After topping the Australian equity fund performance tables last year, Bennelong Australian Equity Partners has maintained its very strong track record with one of the highest returns for the financial year.
While the fund maintains its focus on high quality defensives with good prospects for earnings growth, such as consumer staples and healthcare, it has lifted its exposure to resources stocks in the past few months.
Bennelong’s Concentrated Australian Equities Fund produced a return of 29.1 per cent (net of fees) for the 12 months to the end of June. Bennelong measures the fund’s performance against the S&P/ASX 300 Accumulation Index, which was up 12.2 per cent over that period.
Over the past five years, the fund has produced an average return of 19.8 per cent a year, compared with a return of 9.9 per cent a year for the benchmark.
Asset consultant Mercer ranks the Concentrated Australian Equities Fund number two among Australian equity funds for its 12-month return and number one for its five-year return.
According to the fund’s latest report, it benefited from strong returns from its holdings in CSL, Reliance Worldwide and Aristocrat Leisure.
“These names typify the kind of stocks in which we seek to invest. All are high quality growth companies that proved again to have better than expected earnings prospects,” the report says.

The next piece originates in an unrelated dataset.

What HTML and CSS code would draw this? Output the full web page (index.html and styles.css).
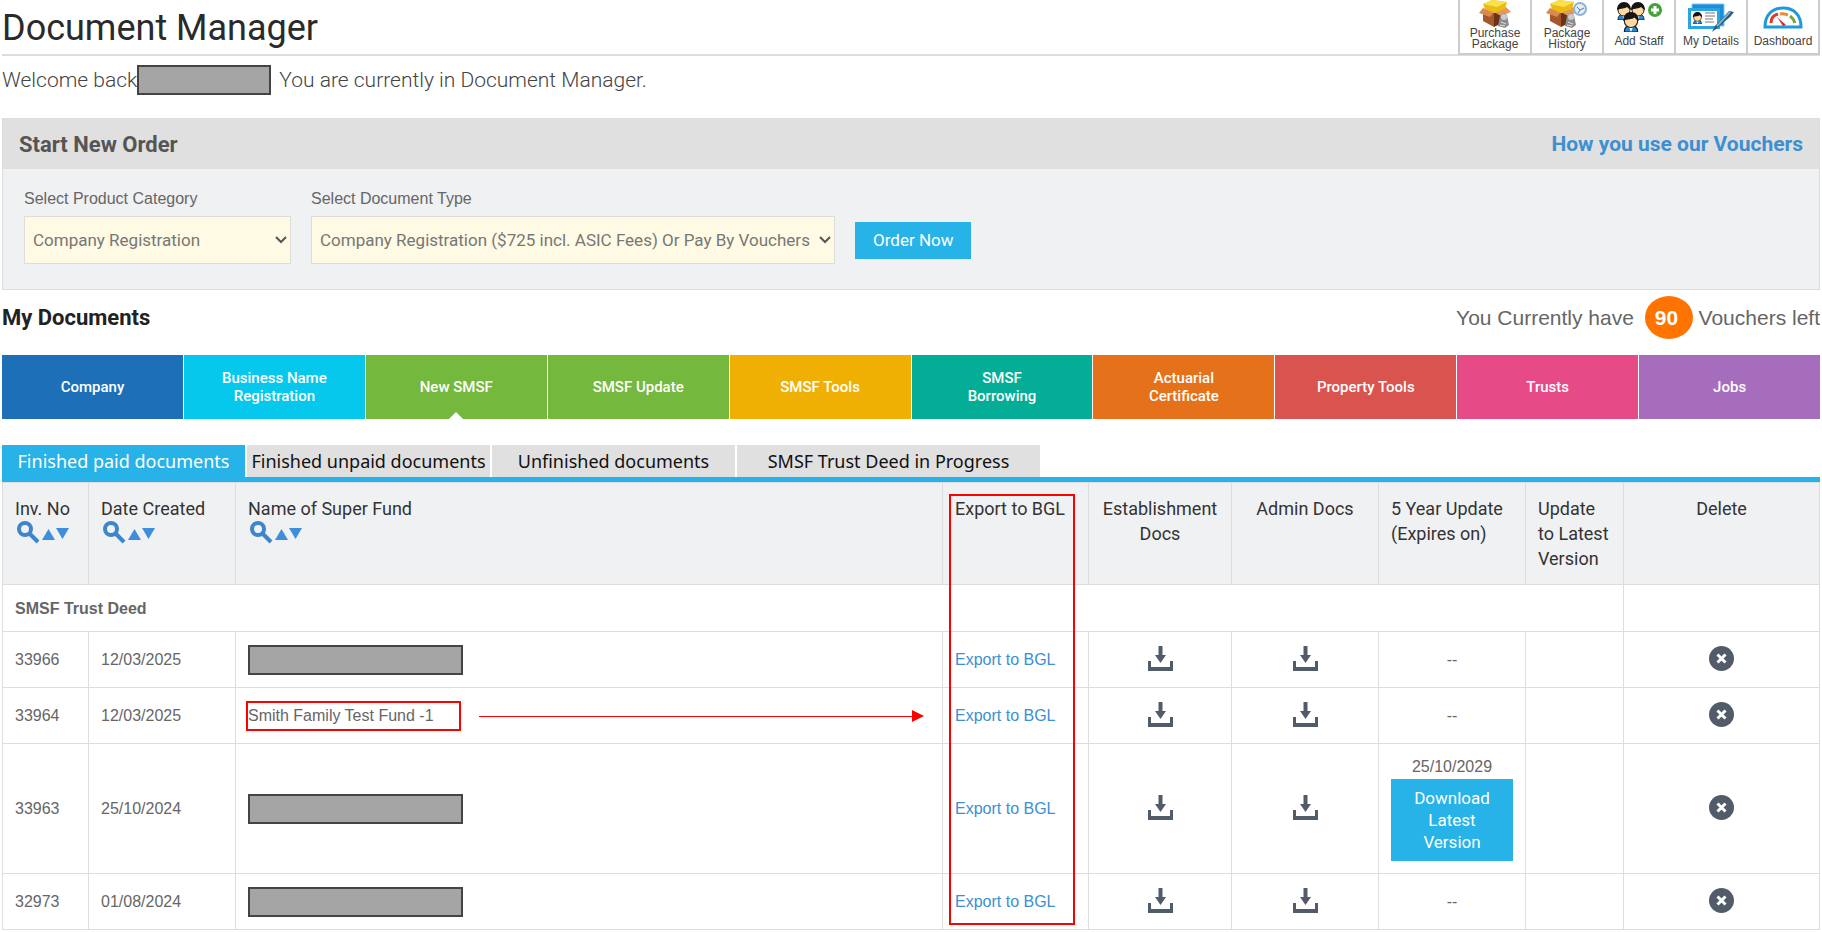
FILE: index.html
```
<!DOCTYPE html>
<html lang="en">
<head>
    <meta charset="UTF-8">
    <meta name="viewport" content="width=device-width, initial-scale=1.0">
    <title>Document Manager</title>
    <link rel="stylesheet" href="styles.css">
</head>
<body>
    <!-- shared icons -->
    <svg class="sprite" aria-hidden="true">
        <symbol id="download" viewBox="0 0 25 25">
            <path d="M10.500 0h4v9h3.500l-5.500 8L7 9h3.500z"/>
            <path d="M0 15h3v6h19v-6h3v10H0z"/>
        </symbol>
        <symbol id="remove" viewBox="0 0 25 25">
            <circle cx="12.500" cy="12.500" r="12.500"/>
            <path d="M8.500 8.500l8 8M16.500 8.500l-8 8" stroke="#fff" stroke-width="3"/>
        </symbol>
        <symbol id="sort" viewBox="0 0 54 24">
            <circle cx="8" cy="8" r="6" fill="none" stroke="#3d86cc" stroke-width="4"/>
            <path d="M13 13l8 8" stroke="#3d86cc" stroke-width="4"/>
            <path d="M25 19h13l-6.500-11zM39 7h13l-6.500 11z" fill="#3f8edb"/>
        </symbol>
        <symbol id="box" viewBox="0 0 32 28">
            <path d="M4 9l11 4v14L4 21z" fill="#a3572a"/>
            <path d="M15 13l12-4v12l-12 6z" fill="#6b3217"/>
            <path d="M4 8L0 13l11 4 4-5z" fill="#d98a50"/>
            <path d="M27 7l5 5-10 4-7-4z" fill="#e09a60"/>
            <path d="M4 4l9-4 15 2-2 7-11 4-9-4z" fill="#e9bd14"/>
            <path d="M4 4l9-4 15 2-10 5z" fill="#fbe04a"/>
            <path d="M21 16l4-3 3 2 2 10-4 3-7-2z" fill="#8d8d8d"/>
            <circle cx="25" cy="17" r="3" fill="#ccc"/>
            <path d="M22 22l5 2M21 25l5 1" stroke="#ddd"/>
        </symbol>
        <symbol id="person" viewBox="0 0 16 18">
            <path d="M2 18c0-4 2-6 6-6s6 2 6 6z" fill="#2389d7" stroke="#14212c"/>
            <path d="M6 13l2 5 2-5z" fill="#fff"/>
            <circle cx="8" cy="8" r="6" fill="#ffd9a0" stroke="#222"/>
            <path d="M1 8C1 3 4 0 8 0s7 3 7 8c-2-1-3-2-4-3-2 2-6 1-10 3z" fill="#151515"/>
        </symbol>
    </svg>

    <div class="header">
        <h1>Document Manager</h1>
        <div class="toolbar">
            <a href="#">
                <svg width="32" height="28"><use href="#box"/></svg>
                <span>Purchase<br>Package</span>
            </a>
            <a href="#">
                <svg width="42" height="28" viewBox="0 0 42 28">
                    <use href="#box" width="32" height="28"/>
                    <circle cx="34" cy="9" r="6" fill="#e4edf7" stroke="#8fb2d8" stroke-width="2"/>
                    <path d="M31 7l3 3 4-2M34 10l-2 3" stroke="#56799f" fill="none"/>
                </svg>
                <span>Package<br>History</span>
            </a>
            <a href="#">
                <svg width="48" height="32" viewBox="0 0 48 32">
                    <use href="#person" x="1" y="2" width="16" height="18"/>
                    <use href="#person" x="15" y="2" width="16" height="18"/>
                    <use href="#person" x="7" y="12" width="18" height="20"/>
                    <circle cx="40" cy="10" r="7" fill="#43a336"/>
                    <path d="M40 6v8M36 10h8" stroke="#fff" stroke-width="3"/>
                </svg>
                <span>Add Staff</span>
            </a>
            <a href="#">
                <svg width="46" height="32" viewBox="0 0 46 32">
                    <path d="M4 4h32v22H4z" fill="#1d8fd6" stroke="#7cc7ee"/>
                    <path d="M0 8h32v21H0z" fill="#2aa4e4"/>
                    <path d="M3 11h26v15H3z" fill="#fff"/>
                    <use href="#person" x="4" y="12" width="11" height="12"/>
                    <path d="M17 13h10M17 16h10M17 19h8M17 22h9" stroke="#777"/>
                    <path d="M24 32l3-6 14-15 5 1-4 5-14 12z" fill="#305a74"/>
                    <path d="M29 26l13-14" stroke="#6cb5d9" stroke-width="2"/>
                </svg>
                <span>My Details</span>
            </a>
            <a href="#">
                <svg width="40" height="32" viewBox="0 0 40 32">
                    <path d="M2 27C2 15 9 8 20 8s18 7 18 19z" fill="#fff" stroke="#1b9ade" stroke-width="3"/>
                    <path d="M8 23c0-5 3-8 7-9" fill="none" stroke="#e0382c" stroke-width="3"/>
                    <path d="M17 14c3-1 5 0 8 1" fill="none" stroke="#ef8a2c" stroke-width="3"/>
                    <path d="M27 16c3 2 4 4 5 7" fill="none" stroke="#7ba43a" stroke-width="3"/>
                    <path d="M14 17l9 8-3 1z" fill="#d02b20"/>
                </svg>
                <span>Dashboard</span>
            </a>
        </div>
    </div>

    <p class="welcome">Welcome back<span class="redacted"></span> You are currently in Document Manager.</p>

    <div class="order">
        <div class="order-head">
            <h2>Start New Order</h2>
            <a href="#">How you use our Vouchers</a>
        </div>
        <form class="order-form">
            <div class="field">
                <label for="category">Select Product Category</label>
                <div class="select">
                    <select id="category" class="category">
                        <option>Company Registration</option>
                    </select>
                    <svg width="12" height="8"><path d="M1 1l5 5 5-5"/></svg>
                </div>
            </div>
            <div class="field">
                <label for="doctype">Select Document Type</label>
                <div class="select">
                    <select id="doctype" class="doctype">
                        <option>Company Registration ($725 incl. ASIC Fees) Or Pay By Vouchers</option>
                    </select>
                    <svg width="12" height="8"><path d="M1 1l5 5 5-5"/></svg>
                </div>
            </div>
            <button type="button" class="btn">Order Now</button>
        </form>
    </div>

    <div class="docs-head">
        <h2>My Documents</h2>
        <p>You Currently have <b>90</b> Vouchers left</p>
    </div>

    <div class="products">
        <a href="#" class="company">Company</a>
        <a href="#" class="business">Business Name<br>Registration</a>
        <a href="#" class="smsf active">New SMSF</a>
        <a href="#" class="smsf">SMSF Update</a>
        <a href="#" class="tools">SMSF Tools</a>
        <a href="#" class="borrowing">SMSF<br>Borrowing</a>
        <a href="#" class="actuarial">Actuarial<br>Certificate</a>
        <a href="#" class="property">Property Tools</a>
        <a href="#" class="trusts">Trusts</a>
        <a href="#" class="jobs">Jobs</a>
    </div>

    <div class="tabs">
        <button type="button" class="active">Finished paid documents</button>
        <button type="button">Finished unpaid documents</button>
        <button type="button">Unfinished documents</button>
        <button type="button" class="wide">SMSF Trust Deed in Progress</button>
    </div>

    <table>
        <colgroup>
            <col class="c-inv"><col class="c-mid"><col><col class="c-export"><col class="c-est">
            <col class="c-mid"><col class="c-mid"><col class="c-update"><col class="c-delete">
        </colgroup>
        <thead>
            <tr>
                <th>Inv. No<svg class="sort" width="54" height="24"><use href="#sort"/></svg></th>
                <th>Date Created<svg class="sort" width="54" height="24"><use href="#sort"/></svg></th>
                <th>Name of Super Fund<svg class="sort" width="54" height="24"><use href="#sort"/></svg></th>
                <th class="export">Export to BGL<span class="highlight"></span></th>
                <th class="center">Establishment Docs</th>
                <th class="center">Admin Docs</th>
                <th>5 Year Update (Expires on)</th>
                <th>Update to Latest Version</th>
                <th class="center">Delete</th>
            </tr>
        </thead>
        <tbody>
            <tr class="group">
                <td colspan="8">SMSF Trust Deed</td>
                <td></td>
            </tr>
            <tr>
                <td>33966</td>
                <td>12/03/2025</td>
                <td><span class="redacted name"></span></td>
                <td><a href="#">Export to BGL</a></td>
                <td class="center"><svg class="icon"><use href="#download"/></svg></td>
                <td class="center"><svg class="icon"><use href="#download"/></svg></td>
                <td class="center">--</td>
                <td></td>
                <td class="center"><svg class="icon"><use href="#remove"/></svg></td>
            </tr>
            <tr>
                <td>33964</td>
                <td>12/03/2025</td>
                <td>
                    <div class="callout">
                        <span class="marked">Smith Family Test Fund -1</span>
                        <span class="arrow"></span>
                    </div>
                </td>
                <td><a href="#">Export to BGL</a></td>
                <td class="center"><svg class="icon"><use href="#download"/></svg></td>
                <td class="center"><svg class="icon"><use href="#download"/></svg></td>
                <td class="center">--</td>
                <td></td>
                <td class="center"><svg class="icon"><use href="#remove"/></svg></td>
            </tr>
            <tr>
                <td>33963</td>
                <td>25/10/2024</td>
                <td><span class="redacted name"></span></td>
                <td><a href="#">Export to BGL</a></td>
                <td class="center"><svg class="icon"><use href="#download"/></svg></td>
                <td class="center"><svg class="icon"><use href="#download"/></svg></td>
                <td class="center">25/10/2029<button type="button" class="btn latest">Download Latest Version</button></td>
                <td></td>
                <td class="center"><svg class="icon"><use href="#remove"/></svg></td>
            </tr>
            <tr>
                <td>32973</td>
                <td>01/08/2024</td>
                <td><span class="redacted name"></span></td>
                <td><a href="#">Export to BGL</a></td>
                <td class="center"><svg class="icon"><use href="#download"/></svg></td>
                <td class="center"><svg class="icon"><use href="#download"/></svg></td>
                <td class="center">--</td>
                <td></td>
                <td class="center"><svg class="icon"><use href="#remove"/></svg></td>
            </tr>
        </tbody>
    </table>
</body>
</html>
```
FILE: styles.css
```
* {
    box-sizing: border-box;
}

body {
    margin: 0 2px;
    font-family: Roboto, sans-serif;
    color: #666;
    background-color: #fff;
}

h1, h2, p {
    margin: 0;
}

a {
    color: #3c8fd0;
    text-decoration: none;
}

.sprite {
    display: none;
}

.header {
    display: flex;
    justify-content: space-between;
    height: 56px;
    border-bottom: 2px solid #ddd;
}

h1 {
    font-size: 36px;
    font-weight: 400;
    line-height: 56px;
    color: #2a2a2a;
}

.toolbar {
    display: flex;
    height: 55px;
    border-left: 2px solid #ccc;
}

.toolbar a {
    display: flex;
    flex-direction: column;
    align-items: center;
    width: 72px;
    padding-bottom: 3px;
    border-right: 2px solid #ccc;
    border-bottom: 2px solid #ccc;
    font: 12px/11px "Liberation Sans", sans-serif;
    color: #444;
    text-align: center;
}

.toolbar span {
    margin: auto 0;
}

.welcome {
    display: flex;
    align-items: center;
    gap: 8px;
    height: 47px;
    font-size: 21px;
    font-weight: 300;
    color: #444;
}

.redacted {
    display: block;
    width: 134px;
    height: 30px;
    background-color: #a5a5a5;
    border: 2px solid #444;
}

.welcome .redacted {
    margin-left: -8px;
}

.order {
    margin-top: 15px;
    border: 1px solid #ddd;
    background-color: #f0f1f3;
}

.order-head {
    display: flex;
    justify-content: space-between;
    align-items: center;
    height: 50px;
    padding: 0 16px;
    background-color: #e0e0e0;
}

h2 {
    font-size: 22px;
    font-weight: 700;
    color: #555;
}

.order-head a {
    font-size: 21px;
    font-weight: 700;
}

.order-form {
    display: flex;
    align-items: flex-end;
    gap: 20px;
    padding: 20px 21px 25px;
}

.field label {
    display: block;
    margin-bottom: 7px;
    font: 16px/20px "Liberation Sans", sans-serif;
}

.select {
    display: flex;
    align-items: center;
}

.select svg {
    margin: 0 4px 0 -16px;
    fill: none;
    stroke: #555;
    stroke-width: 2;
    pointer-events: none;
}

select {
    height: 48px;
    padding: 0 8px;
    border: 1px solid #ddd;
    border-radius: 0;
    background-color: #fffae3;
    font: 17px Roboto, sans-serif;
    color: #777;
    appearance: none;
}

.category {
    width: 267px;
}

.doctype {
    width: 524px;
}

.btn {
    padding: 0 18px;
    border: none;
    background-color: #27b2e8;
    font: 17px/37px Roboto, sans-serif;
    color: #fff;
    cursor: pointer;
}

.order-form .btn {
    margin-bottom: 5px;
}

.docs-head {
    display: flex;
    justify-content: space-between;
    align-items: center;
    height: 54px;
}

.docs-head h2 {
    color: #222;
}

.docs-head p {
    font: 21px "Liberation Sans", sans-serif;
}

.docs-head b {
    display: inline-block;
    width: 48px;
    margin-left: 5px;
    padding-left: 10px;
    border-radius: 50%;
    background-color: #ff7300;
    line-height: 43px;
    color: #fff;
}

.products {
    display: flex;
    gap: 1px;
    margin-top: 11px;
}

.products a {
    position: relative;
    display: flex;
    flex: 1;
    align-items: center;
    justify-content: center;
    height: 64px;
    font-size: 15px;
    font-weight: 500;
    line-height: 18px;
    color: #fff;
    text-align: center;
}

.company { background-color: #1d70b7; }
.business { background-color: #05c8ec; }
.smsf { background-color: #74b83e; }
.tools { background-color: #f0b003; }
.borrowing { background-color: #04ad95; }
.actuarial { background-color: #e6711b; }
.property { background-color: #d9534f; }
.trusts { background-color: #e64b87; }
.jobs { background-color: #a66dbd; }

.products .active::after {
    content: "";
    position: absolute;
    bottom: 0;
    border: 7px solid transparent;
    border-top: none;
    border-bottom-color: #fff;
}

.tabs {
    display: flex;
    gap: 2px;
    margin-top: 26px;
    border-bottom: 5px solid #27b2e8;
}

.tabs button {
    width: 243px;
    padding: 0;
    border: none;
    background-color: #e0e0e0;
    font: 18px/32px "Noto Sans", sans-serif;
    color: #111;
    white-space: nowrap;
}

.tabs .active {
    background-color: #27b2e8;
    color: #fff;
}

.tabs .wide {
    width: 303px;
}

table {
    width: 100%;
    table-layout: fixed;
    border-collapse: collapse;
    font: 16px/20px "Liberation Sans", sans-serif;
}

.c-inv { width: 86px; }
.c-mid { width: 147px; }
.c-export { width: 146px; }
.c-est { width: 143px; }
.c-update { width: 98px; }
.c-delete { width: 196px; }

th, td {
    padding: 13px 12px 12px;
    border: 1px solid #ddd;
    text-align: left;
}

th {
    height: 102px;
    padding-bottom: 0;
    background-color: #f0f1f3;
    font: 18px/25px Roboto, sans-serif;
    color: #333;
    vertical-align: top;
}

td {
    height: 56px;
}

.group td {
    height: 47px;
    font-weight: bold;
}

.center {
    text-align: center;
}

th.center {
    padding-left: 8px;
    padding-right: 8px;
}

.sort {
    display: block;
    margin-left: 2px;
}

.icon {
    display: inline-block;
    width: 25px;
    height: 25px;
    margin-bottom: 4px;
    fill: #525c68;
    vertical-align: middle;
}

.name {
    width: 215px;
}

.export {
    position: relative;
}

/* red frame round the whole export column */
.highlight {
    position: absolute;
    top: 11px;
    left: 6px;
    width: 126px;
    height: 431px;
    border: 2px solid #f00;
    pointer-events: none;
}

.callout {
    display: flex;
    align-items: center;
    gap: 18px;
    margin-left: -2px;
}

.marked {
    width: 215px;
    border: 2px solid #f00;
    line-height: 26px;
}

.arrow {
    display: flex;
    flex: 1;
    align-items: center;
    margin-right: 6px;
}

.arrow::before {
    content: "";
    flex: 1;
    height: 1px;
    background-color: #f00;
}

.arrow::after {
    content: "";
    border: 6px solid transparent;
    border-left: 12px solid #f00;
    border-right: none;
}

.latest {
    width: 100%;
    margin-top: 2px;
    padding: 8px 17px;
    line-height: 22px;
}
```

Bennelong’s likes CSL’s commitment to a large research and development budget, which “benefits the company by widening its competitive moat and supporting its growth profile. We continue to believe the company has better than expected earnings prospects over the foreseeable future.”
Reliance Worldwide is the world’s leading manufacturer of brass plumbing fittings, with distribution in the US and Australasia. Earlier this year it acquired UK company John Guest, the world’s leading manufacturer of plastic plumbing fittings.
Bennelong expects the acquisition to have a number of benefits and to be “at least” 30 per cent earnings per share accretive.
Aristocrat Leisure is growing revenue at more than 30 per cent a year at the moment, helped by its push into the online social games business. It claims more than eight million daily users of its games platforms.
The fund is typical of the type of Australian equity fund that has outperformed in recent times. It is a “concentrated portfolio” made up of Bennelong’s “highest conviction stock ideas”.
Its exposure to banks, which make up 23 per cent of the SP/ASX 200 Index, is just 1 per cent of the portfolio. The fund has had the benefit of the banking sector’s underperformance on the ASX.
Bennelong says it tends to have a significant exposure to defensive stocks, such as consumer staples (Costa Group) and the healthcare sector (CSL).
However, over the past six months it has lifted its exposure to cyclicals, particularly through the resources sector. “Right now, mining share prices are factoring in falls
in commodity process. Based on our research and analysis, the presents upside risk and some cushion on the downside.
“With an eye to the risks, we have preferred the largest and highest quality miners with low cost, long life assets.”
Bennelong has steered clear of “bond proxies – utilities, infrastructure stocks and some blue chips like Telstra – and continues to do so. “These stocks have been popular for their yield, which in turn has pushed up valuations, ad without growth future returns appear lacklustre,” it says.
Bennelong still sees attractive valuations in the market. “Although having a decent run of late, equities still seem to present an attractive option in the competition for investors’ dollars. On consensus numbers, the Australian stock market trades on 15.8 times forward earnings.
“That is about 10 per cent above the historical average of roughly 14 to 15 times. This is more than fair in the context of the current low rate environment. Australian stocks offer a dividend yield of 4.5 per cent, or just under 6 per cent when grossed up for franking credits.
“Underpinning stocks’ relative appeal, corporate earnings appear solid, with nive growth and consensus forecasts holding up, at least for now.”